┌────────

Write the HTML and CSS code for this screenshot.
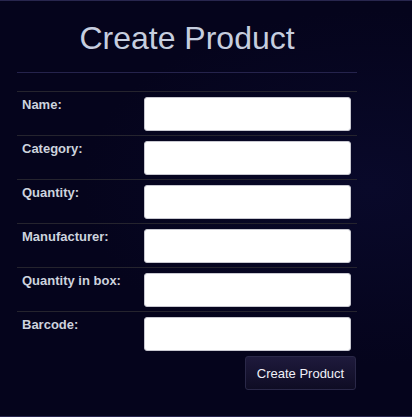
FILE: index.html
```html
<!DOCTYPE html>
<html>
<head>
<meta charset="utf-8">
<link rel="stylesheet" href="styles.css">
</head>
<body>
<div class="page">
  <div class="panel">
    <h1 class="title">Create Product</h1>
    <form class="form">
      <div class="row"><label class="label">Name:</label><input class="field" type="text"></div>
      <div class="row"><label class="label">Category:</label><input class="field" type="text"></div>
      <div class="row"><label class="label">Quantity:</label><input class="field" type="text"></div>
      <div class="row"><label class="label">Manufacturer:</label><input class="field" type="text"></div>
      <div class="row"><label class="label">Quantity in box:</label><input class="field" type="text"></div>
      <div class="row last"><label class="label">Barcode:</label><input class="field" type="text"></div>
      <div class="actions"><button class="btn" type="button">Create Product</button></div>
    </form>
  </div>
</div>
</body>
</html>
```
FILE: styles.css
```css
html, body {
  margin: 0;
  padding: 0;
  background: #05041c;
}
.page {
  box-sizing: border-box;
  height: 417px;
  border-top: 1px solid #28264e;
  border-bottom: 1px solid #28264e;
  background: radial-gradient(ellipse at 90% 45%, #09092a 0%, #05041c 55%);
  font-family: "Liberation Sans", Arial, sans-serif;
}
.panel {
  width: 340px;
  margin-left: 17px;
}
.title {
  margin: 0;
  height: 72px;
  box-sizing: border-box;
  padding-top: 19px;
  border-bottom: 1px solid #25234c;
  text-align: center;
  font-size: 32px;
  font-weight: normal;
  line-height: 37px;
  color: #c6cedf;
}
.form {
  margin: 0;
  padding-top: 18px;
}
.row {
  display: flex;
  align-items: flex-start;
  border-top: 1px solid #25242e;
  padding: 5px 5px 4px 5px;
  height: 34px;
}
.row.last {
  padding-bottom: 5px;
}
.label {
  width: 122px;
  font-size: 13px;
  font-weight: bold;
  color: #cdd3de;
}
.field {
  box-sizing: border-box;
  width: 207px;
  height: 34px;
  margin: 0;
  border: 1px solid #c8c8d0;
  border-radius: 3px;
  background: #ffffff;
}
.actions {
  display: flex;
  justify-content: flex-end;
  padding-right: 1px;
}
.btn {
  box-sizing: border-box;
  width: 111px;
  height: 34px;
  margin: 0;
  padding: 0;
  border: 1px solid #2a2848;
  border-radius: 3px;
  background: linear-gradient(#1e1a3c, #0e0c24);
  color: #f0f0f8;
  font-family: "Liberation Sans", Arial, sans-serif;
  font-size: 13px;
}
```
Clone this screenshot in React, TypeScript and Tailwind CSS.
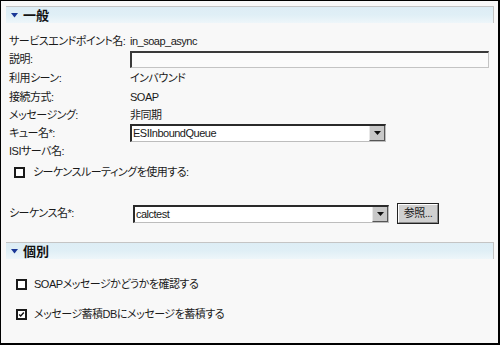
import React from "react";

const font = "[font-family:'Liberation_Sans','Noto_Sans_CJK_JP',sans-serif] [font-feature-settings:'palt']";
const txt = "text-[11px] leading-none tracking-[-0.5px] text-[#1a1a1a] whitespace-nowrap";

function Header({ title }: { title: string }) {
  return (
    <div className="ml-[5px] w-[488px] h-[17px] flex items-center border-t border-r border-[#c4c4c4] bg-gradient-to-b from-[#ddedf5] via-[#e0eff6] to-[#eef6fa]">
      <svg width="7" height="5" viewBox="0 0 7 5" className="ml-[5px]">
        <polygon points="0,0 7,0 3.5,4.5" fill="#1a3796" />
      </svg>
      <span className="ml-[5px] text-[13px] font-bold leading-none text-[#111]">{title}</span>
    </div>
  );
}

function Check({ checked }: { checked?: boolean }) {
  return (
    <div className="w-[11px] h-[11px] border-2 border-[#1a1a1a] bg-white flex items-center justify-center">
      {checked && (
        <svg width="9" height="9" viewBox="0 0 9 9">
          <polyline points="1.5,4.5 3.5,6.5 7.5,2" fill="none" stroke="#111" strokeWidth="1.8" />
        </svg>
      )}
    </div>
  );
}

function Select({ value, width }: { value: string; width: number }) {
  return (
    <div
      className="h-[18px] flex border-t-2 border-l-2 border-[#2a2a2a] border-b border-r border-b-[#bdbdbd] border-r-[#bdbdbd] bg-white"
      style={{ width }}
    >
      <div className={`flex-1 flex items-center pl-[1px] ${txt}`}>{value}</div>
      <div className="w-[16px] h-full bg-[#c8c8c8] border-r border-b border-[#555] border-l border-l-[#e8e8e8] flex items-center justify-center">
        <svg width="7" height="4" viewBox="0 0 7 4">
          <polygon points="0,0 7,0 3.5,4" fill="#111" />
        </svg>
      </div>
    </div>
  );
}

function Row({ h, label, children }: { h: number; label: string; children?: React.ReactNode }) {
  return (
    <div className="flex items-center pl-[8px]" style={{ height: h }}>
      <div className={`w-[121px] ${txt}`}>{label}</div>
      <div className={`flex items-center ${txt}`}>{children}</div>
    </div>
  );
}

export default function App() {
  return (
    <div className={`${font} w-[500px] h-[345px] bg-[#f8f8f8] border-l border-t border-r-2 border-b-2 border-black pt-[5px] overflow-hidden`}>
      <Header title="一般" />
      <div className="mt-[9px]">
        <Row h={18} label="サービスエンドポイント名:">in_soap_async</Row>
        <Row h={18} label="説明:">
          <div className="w-[359px] h-[17px] border-t-2 border-l-2 border-[#3a3a3a] border-b border-r border-b-[#c4c4c4] border-r-[#c4c4c4] bg-[#fbfbfb]" />
        </Row>
        <Row h={21} label="利用シーン:">インバウンド</Row>
        <Row h={17} label="接続方式:">SOAP</Row>
        <Row h={18} label="メッセージング:">非同期</Row>
        <Row h={18} label="キュー名*:">
          <Select value="ESIInboundQueue" width={256} />
        </Row>
        <Row h={19} label="ISIサーバ名:" />
        <div className="h-[22px] flex items-center pl-[13px] gap-[8px]">
          <Check />
          <span className={txt}>シーケンスルーティングを使用する:</span>
        </div>
      </div>
      <div className="mt-[20px] h-[21px] flex items-center pl-[8px]">
        <div className={`w-[124px] ${txt}`}>シーケンス名*:</div>
        <Select value="calctest" width={256} />
        <div className="ml-[8px] w-[42px] h-[21px] border border-[#222] bg-[#d0d0d0] flex items-center justify-center">
          <div className={`w-full h-full border-t border-l border-white border-b border-r border-b-[#888] border-r-[#888] flex items-center justify-center ${txt}`}>
            参照...
          </div>
        </div>
      </div>
      <div className="mt-[18px]">
        <Header title="個別" />
      </div>
      <div className="mt-[16px] h-[18px] flex items-center pl-[15px] gap-[7px]">
        <Check />
        <span className={txt}>SOAPメッセージかどうかを確認する</span>
      </div>
      <div className="mt-[12px] h-[18px] flex items-center pl-[15px] gap-[7px]">
        <Check checked />
        <span className={txt}>メッセージ蓄積DBにメッセージを蓄積する</span>
      </div>
    </div>
  );
}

└────────

> **Task brief**: Take the lines from the one holding "Clone this screenshot" to the one holding "leading-none tracking-[-0.5px] text-[#1a1a1a]", both lines included, and give them again exactly, with no pictures.

> **Written response**:
Clone this screenshot in React, TypeScript and Tailwind CSS.
import React from "react";

const font = "[font-family:'Liberation_Sans','Noto_Sans_CJK_JP',sans-serif] [font-feature-settings:'palt']";
const txt = "text-[11px] leading-none tracking-[-0.5px] text-[#1a1a1a] whitespace-nowrap";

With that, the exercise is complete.